Thinks thou that I who saw the face of God,
And tasted the eternal joys of Heaven,
Am not tormented with ten thousand hells,
In being deprived of everlasting bliss?
Christopher Marlowe, Doctor Faustus
Right?
But for the moment we’re still in the labyrinth and we must make do with what we have. Following Konstantinos’ insight – that error creates its own reality – an idea that is the creative motor at the heart of his work – we hold onto the golden thread of our thoughts and follow where they lead. And from time to time, when the conditions are just right,
the fire of imagination sparks the alchemy of art into transfiguring abundance and for a moment we are not alone.

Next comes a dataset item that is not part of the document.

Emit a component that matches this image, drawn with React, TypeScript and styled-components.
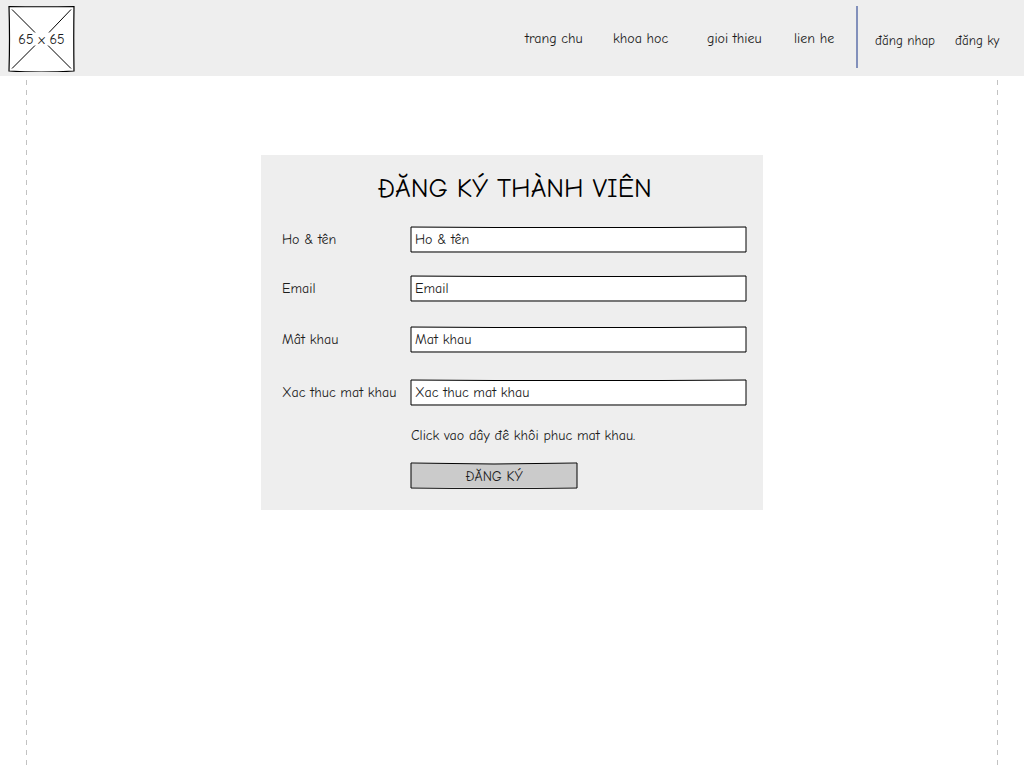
import React from "react";
import styled, { createGlobalStyle } from "styled-components";

const ink = "#1c1c1c";

const GlobalStyle = createGlobalStyle`
  * { box-sizing: border-box; }
  html, body, #root { height: 100%; }
  body {
    margin: 0;
    background: #fff;
    color: ${ink};
    font: 14px/20px "Comic Sans MS", "Comic Neue", Lato, "Open Sans", sans-serif;
  }
`;

const Page = styled.div`
  min-height: 100%;
  display: flex;
  flex-direction: column;
`;

const Header = styled.header`
  display: flex;
  align-items: center;
  height: 76px;
  padding: 0 6px 0 8px;
  background: #eee;
`;

const Logo = styled.a`
  position: relative;
  display: grid;
  place-items: center;
  width: 67px;
  height: 67px;
  margin-right: auto;
  color: ${ink};
  text-decoration: none;
`;

const LogoText = styled.span`
  position: relative;
  padding-top: 3px;
`;

const Sketch = styled.svg`
  position: absolute;
  inset: 0;
  width: 100%;
  height: 100%;
  stroke: #000;
  pointer-events: none;
`;

const Nav = styled.nav<{ $columns: string }>`
  display: grid;
  grid-template-columns: ${(p) => p.$columns};
  padding-top: 2px;
`;

const Account = styled(Nav)`
  padding-top: 6px;
  font-size: 13px;
`;

const NavLink = styled.a`
  color: ${ink};
  text-decoration: none;
  white-space: nowrap;
`;

const Divider = styled.div`
  width: 2px;
  height: 62px;
  margin: 0 17px 2px 0;
  background: #8290bb;
`;

const Body = styled.main`
  flex: 1;
  display: flex;
  justify-content: space-between;
  align-items: stretch;
  padding: 4px 26px 2px;
`;

const Guide = styled.div`
  width: 1px;
  background: repeating-linear-gradient(#c2c2c2 0 5px, transparent 5px 10px);
`;

const Panel = styled.form`
  align-self: flex-start;
  width: 502px;
  margin-top: 75px;
  padding: 18px 16px 21px 21px;
  background: #eee;
`;

const Title = styled.h1`
  margin: 0 0 21px;
  color: #000;
  font-size: 27px;
  line-height: 32px;
  font-weight: 400;
  text-align: center;
`;

const Fields = styled.div`
  display: grid;
  grid-template-columns: 128px 1fr;
  grid-template-rows: 49px 51px 53px 47px 36px 27px;
  align-items: start;
`;

const Label = styled.label`
  line-height: 27px;
`;

const Box = styled.div`
  position: relative;
  height: 27px;
`;

const Input = styled.input`
  display: block;
  width: 100%;
  height: 27px;
  padding: 0 5px;
  border: 0;
  background: linear-gradient(#fff, #fff) center / calc(100% - 2px) calc(100% - 4px) no-repeat;
  color: ${ink};
  font: inherit;
  outline-offset: 2px;
  &::placeholder { color: ${ink}; opacity: 1; }
`;

const RecoverLink = styled.a`
  grid-column: 2;
  padding-left: 1px;
  color: ${ink};
  text-decoration: none;
`;

const Submit = styled.button`
  grid-column: 2;
  position: relative;
  width: 168px;
  height: 27px;
  padding: 2px 0 0;
  border: 0;
  background: linear-gradient(#cbcbcb, #cbcbcb) center / calc(100% - 2px) calc(100% - 4px) no-repeat;
  color: ${ink};
  font: inherit;
  cursor: pointer;
`;

const fields = [
  { id: "name", label: "Ho & tên", hint: "Ho & tên", type: "text" },
  { id: "email", label: "Email", hint: "Email", type: "email" },
  { id: "password", label: "Mât khau", hint: "Mat khau", type: "password" },
  { id: "confirm", label: "Xac thuc mat khau", hint: "Xac thuc mat khau", type: "password" },
];

export default function App() {
  return (
    <Page>
      <GlobalStyle />
      <Header>
        <Logo href="#">
          <Sketch viewBox="0 0 67 67" fill="#fff" strokeWidth="1.2">
            <path d="M1 1.5 Q33 2 66 1.5 Q65.5 33 66 66 Q33 68 1 66 Q2 33 1 1.5Z" />
            <path d="M4 4.500 27 27.500M63 4.500 41 27.500M4 63.500 27 40.500M63 63.500 40 40.500" strokeWidth="1" />
          </Sketch>
          <LogoText>65 x 65</LogoText>
        </Logo>
        <Nav $columns="88px 94px 87px 62px">
          <NavLink href="#">trang chu</NavLink>
          <NavLink href="#">khoa hoc</NavLink>
          <NavLink href="#">gioi thieu</NavLink>
          <NavLink href="#">lien he</NavLink>
        </Nav>
        <Divider />
        <Account $columns="80px 63px">
          <NavLink href="#">đăng nhap</NavLink>
          <NavLink href="#">đăng ky</NavLink>
        </Account>
      </Header>
      <Body>
        <Guide />
        <Panel>
          <Title>ĐĂNG KÝ THÀNH VIÊN</Title>
          <Fields>
            {fields.map((f) => (
              <React.Fragment key={f.id}>
                <Label htmlFor={f.id}>{f.label}</Label>
                <Box>
                  <Input id={f.id} type={f.type} placeholder={f.hint} />
                  <Sketch viewBox="0 0 337 27" preserveAspectRatio="none" fill="none">
                    <path d="M1 1 84 1.5 252 1.5 336 1V26H1Z" />
                  </Sketch>
                </Box>
              </React.Fragment>
            ))}
            <RecoverLink href="#">Click vao dây đê khôi phuc mat khau.</RecoverLink>
            <Submit type="button">
              ĐĂNG KÝ
              <Sketch viewBox="0 0 168 27" preserveAspectRatio="none" fill="none">
                <path d="M1 1 42 1.5 84 2 126 1.5 167 1V26L126 26.4H42L1 26Z" />
              </Sketch>
            </Submit>
          </Fields>
        </Panel>
        <Guide />
      </Body>
    </Page>
  );
}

One of my favorite bits of writing is about one of these rare moments. It’s Charles Bukowski writing about the moment he discovers the book Ask the Dust by the John Fante in a library in LA:
‘Then one day I pulled a book down and opened it, and there it was. I stood for a moment, reading. Then like a man who had found gold in the city dump, I carried the book to a table. The lines rolled easily across the page, there was a flow. Each line had its own energy and was followed by another like it. The very substance of each line gave the page a form, a feeling of something carved into it. And here, at last, was a man who was not afraid of emotion. The humor and the pain were intermixed with a superb simplicity. The beginning of that book was a wild and enormous miracle to me.’
And there it is. The hope of stumbling across ‘a wild and enormous miracle’. That’s why we hang on in here, following the golden thread.